Well-designed independent systems to monitor taxable goods all along their supply chains have proven extremely effective in other countries. Kenya turned to high-tech excise stamps in 2013—first on tobacco and alcohol, though the scheme known as the Excisable Goods Management System (EGMS) has since been extended to other products including bottled water and juice. The system has enabled Nairobi to seize hundreds of thousands of illicit cigarettes and increase its excise collection by more than half.

As a party to the World Health Organisation’s Protocol to Eliminate Illicit Trade in Tobacco Products, South Africa was expected to introduce a similar system to replace its ineffective “diamond” embedded marking on tobacco products. Such a track-and-trace system could be a boon for South African tax collectors: the market share of illicit tobacco is thought to be as high as 40%. Major tobacco companies, however, are attempting to derail any attempt to tackle tax evasion in the industry—unsurprisingly, since they themselves benefit from the underground tobacco trade.
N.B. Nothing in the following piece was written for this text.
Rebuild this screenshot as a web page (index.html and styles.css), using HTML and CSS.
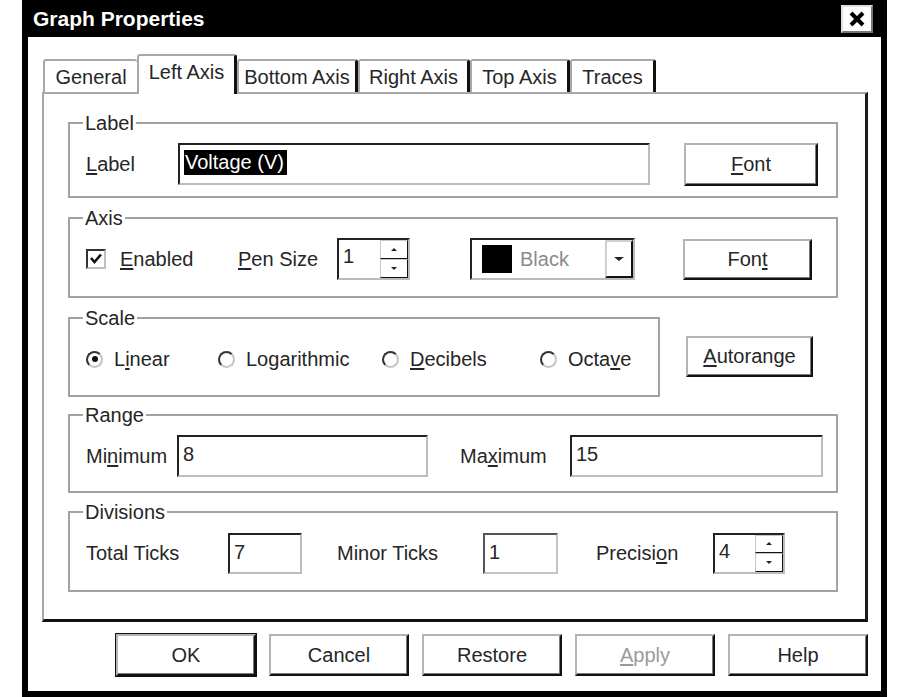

The industry’s efforts seem to have paid dividends—South Africa’s planned tender to implement a track-and-trace system has run into delays, while its absence from the 2020 budget is worrying. Of course, if South Africa finds itself reaching out to the IMF for support in future, the Fund will almost certainly demand remedial measures (such as anti-illicit trade systems) to ensure tax revenues are being optimally collected.

With its economy in such dire straits, South Africa can’t afford any further impediments to a system which could rake in sorely needed revenue. The confirmation that the country has sunk into its second recession in two years only validates fears that Mboweni’s budget failed to deliver on the significant reforms needed to turn South Africa’s economy around. The government simply cannot turn a blind eye to any avenues to more efficiently collect tax revenues, or to continue to sink cash into Eskom even as it fails to keep the grid online, or to pin its budgetary hopes on a plan likely to be scuttled by trade unions.